-- Start of Available data --

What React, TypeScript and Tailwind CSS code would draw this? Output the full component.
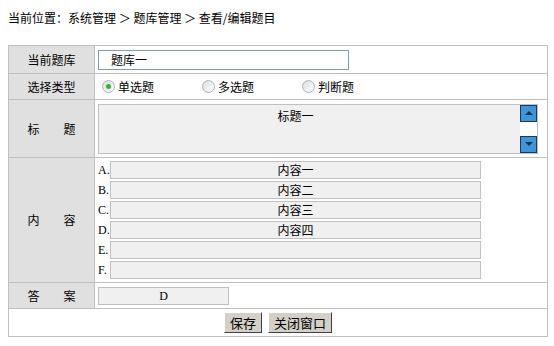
import React from "react";

const cjk = { fontFamily: '"Noto Sans CJK SC", "Noto Sans", sans-serif' };

function Radio({ checked, label }: { checked?: boolean; label: string }) {
  return (
    <label className="flex items-center gap-[3px]">
      <span className="w-[13px] h-[13px] rounded-full border border-[#a9b3bd] bg-gradient-to-br from-[#dcdcdc] to-white flex items-center justify-center">
        {checked && <span className="w-[5px] h-[5px] rounded-full bg-[#2fb52f]" />}
      </span>
      <span>{label}</span>
    </label>
  );
}

function ScrollBtn({ up }: { up?: boolean }) {
  return (
    <div className="w-[17px] h-[17px] bg-[#3d95dc] border border-[#1b3a52] flex items-center justify-center">
      <div
        className={
          up
            ? "w-0 h-0 border-l-[4px] border-r-[4px] border-b-[4px] border-l-transparent border-r-transparent border-b-[#0f3552]"
            : "w-0 h-0 border-l-[4px] border-r-[4px] border-t-[4px] border-l-transparent border-r-transparent border-t-[#0f3552]"
        }
      />
    </div>
  );
}

function Btn({ children }: { children: React.ReactNode }) {
  return (
    <button className="h-[21px] px-[5px] bg-[#d4d0c8] border border-t-white border-l-white border-r-[#404040] border-b-[#404040] text-[13px] leading-none text-black">
      {children}
    </button>
  );
}

export default function App() {
  const options = ["内容一", "内容二", "内容三", "内容四", "", ""];
  const letters = ["A", "B", "C", "D", "E", "F"];
  const label = "bg-[#e0e0e0] border border-[#c0c0c0] text-center w-[86px] p-0";
  const cell = "border border-[#c0c0c0] p-0";

  return (
    <div className="w-[554px] h-[346px] bg-white text-[12px] text-black" style={cjk}>
      <div className="h-[45px] pl-[8px] pt-[9px] text-[12px]">
        当前位置：系统管理 ＞ 题库管理 ＞ 查看/编辑题目
      </div>
      <table className="ml-[8px] w-[540px] border-collapse border border-[#c0c0c0]">
        <tbody>
          <tr className="h-[28px]">
            <td className={label}>当前题库</td>
            <td className={cell}>
              <div className="ml-[3px] w-[251px] h-[20px] border border-[#7f9db9] flex items-center pl-[12px]">
                题库一
              </div>
            </td>
          </tr>
          <tr className="h-[26px]">
            <td className={label}>选择类型</td>
            <td className={cell}>
              <div className="flex items-center pl-[7px]">
                <div className="w-[100px]"><Radio checked label="单选题" /></div>
                <div className="w-[100px]"><Radio label="多选题" /></div>
                <Radio label="判断题" />
              </div>
            </td>
          </tr>
          <tr className="h-[58px]">
            <td className={label}>标　　题</td>
            <td className={cell}>
              <div className="ml-[3px] w-[440px] h-[50px] border border-[#c0c0c0] bg-[#f0f0f0] flex">
                <div className="flex-1 text-center pt-[2px] pr-[28px]">标题一</div>
                <div className="w-[17px] bg-white flex flex-col justify-between">
                  <ScrollBtn up />
                  <ScrollBtn />
                </div>
              </div>
            </td>
          </tr>
          <tr className="h-[125px]">
            <td className={label}>内　　容</td>
            <td className={cell}>
              <div className="flex flex-col gap-[2px] pl-[3px] py-[3px]">
                {options.map((o, i) => (
                  <div key={i} className="flex items-center h-[18px]">
                    <span
                      className="w-[12px] text-[12px]"
                      style={{ fontFamily: '"Liberation Serif", serif' }}
                    >
                      {letters[i]}.
                    </span>
                    <div className="w-[371px] h-[18px] border border-[#c0c0c0] bg-[#f0f0f0] text-center leading-[16px]">
                      {o}
                    </div>
                  </div>
                ))}
              </div>
            </td>
          </tr>
          <tr className="h-[26px]">
            <td className={label}>答　　案</td>
            <td className={cell}>
              <div
                className="ml-[3px] w-[131px] h-[18px] border border-[#c0c0c0] bg-[#f0f0f0] text-center leading-[16px]"
                style={{ fontFamily: '"Liberation Serif", serif' }}
              >
                D
              </div>
            </td>
          </tr>
          <tr className="h-[28px]">
            <td colSpan={2} className={cell}>
              <div className="flex justify-center gap-[6px]">
                <Btn>保存</Btn>
                <Btn>关闭窗口</Btn>
              </div>
            </td>
          </tr>
        </tbody>
      </table>
    </div>
  );
}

-- End of Available data --

Stated problem
Copy the whole listing above word for word but do not carry over the pictures.

Correct response
What React, TypeScript and Tailwind CSS code would draw this? Output the full component.
import React from "react";

const cjk = { fontFamily: '"Noto Sans CJK SC", "Noto Sans", sans-serif' };

function Radio({ checked, label }: { checked?: boolean; label: string }) {
  return (
    <label className="flex items-center gap-[3px]">
      <span className="w-[13px] h-[13px] rounded-full border border-[#a9b3bd] bg-gradient-to-br from-[#dcdcdc] to-white flex items-center justify-center">
        {checked && <span className="w-[5px] h-[5px] rounded-full bg-[#2fb52f]" />}
      </span>
      <span>{label}</span>
    </label>
  );
}

function ScrollBtn({ up }: { up?: boolean }) {
  return (
    <div className="w-[17px] h-[17px] bg-[#3d95dc] border border-[#1b3a52] flex items-center justify-center">
      <div
        className={
          up
            ? "w-0 h-0 border-l-[4px] border-r-[4px] border-b-[4px] border-l-transparent border-r-transparent border-b-[#0f3552]"
            : "w-0 h-0 border-l-[4px] border-r-[4px] border-t-[4px] border-l-transparent border-r-transparent border-t-[#0f3552]"
        }
      />
    </div>
  );
}

function Btn({ children }: { children: React.ReactNode }) {
  return (
    <button className="h-[21px] px-[5px] bg-[#d4d0c8] border border-t-white border-l-white border-r-[#404040] border-b-[#404040] text-[13px] leading-none text-black">
      {children}
    </button>
  );
}

export default function App() {
  const options = ["内容一", "内容二", "内容三", "内容四", "", ""];
  const letters = ["A", "B", "C", "D", "E", "F"];
  const label = "bg-[#e0e0e0] border border-[#c0c0c0] text-center w-[86px] p-0";
  const cell = "border border-[#c0c0c0] p-0";

  return (
    <div className="w-[554px] h-[346px] bg-white text-[12px] text-black" style={cjk}>
      <div className="h-[45px] pl-[8px] pt-[9px] text-[12px]">
        当前位置：系统管理 ＞ 题库管理 ＞ 查看/编辑题目
      </div>
      <table className="ml-[8px] w-[540px] border-collapse border border-[#c0c0c0]">
        <tbody>
          <tr className="h-[28px]">
            <td className={label}>当前题库</td>
            <td className={cell}>
              <div className="ml-[3px] w-[251px] h-[20px] border border-[#7f9db9] flex items-center pl-[12px]">
                题库一
              </div>
            </td>
          </tr>
          <tr className="h-[26px]">
            <td className={label}>选择类型</td>
            <td className={cell}>
              <div className="flex items-center pl-[7px]">
                <div className="w-[100px]"><Radio checked label="单选题" /></div>
                <div className="w-[100px]"><Radio label="多选题" /></div>
                <Radio label="判断题" />
              </div>
            </td>
          </tr>
          <tr className="h-[58px]">
            <td className={label}>标　　题</td>
            <td className={cell}>
              <div className="ml-[3px] w-[440px] h-[50px] border border-[#c0c0c0] bg-[#f0f0f0] flex">
                <div className="flex-1 text-center pt-[2px] pr-[28px]">标题一</div>
                <div className="w-[17px] bg-white flex flex-col justify-between">
                  <ScrollBtn up />
                  <ScrollBtn />
                </div>
              </div>
            </td>
          </tr>
          <tr className="h-[125px]">
            <td className={label}>内　　容</td>
            <td className={cell}>
              <div className="flex flex-col gap-[2px] pl-[3px] py-[3px]">
                {options.map((o, i) => (
                  <div key={i} className="flex items-center h-[18px]">
                    <span
                      className="w-[12px] text-[12px]"
                      style={{ fontFamily: '"Liberation Serif", serif' }}
                    >
                      {letters[i]}.
                    </span>
                    <div className="w-[371px] h-[18px] border border-[#c0c0c0] bg-[#f0f0f0] text-center leading-[16px]">
                      {o}
                    </div>
                  </div>
                ))}
              </div>
            </td>
          </tr>
          <tr className="h-[26px]">
            <td className={label}>答　　案</td>
            <td className={cell}>
              <div
                className="ml-[3px] w-[131px] h-[18px] border border-[#c0c0c0] bg-[#f0f0f0] text-center leading-[16px]"
                style={{ fontFamily: '"Liberation Serif", serif' }}
              >
                D
              </div>
            </td>
          </tr>
          <tr className="h-[28px]">
            <td colSpan={2} className={cell}>
              <div className="flex justify-center gap-[6px]">
                <Btn>保存</Btn>
                <Btn>关闭窗口</Btn>
              </div>
            </td>
          </tr>
        </tbody>
      </table>
    </div>
  );
}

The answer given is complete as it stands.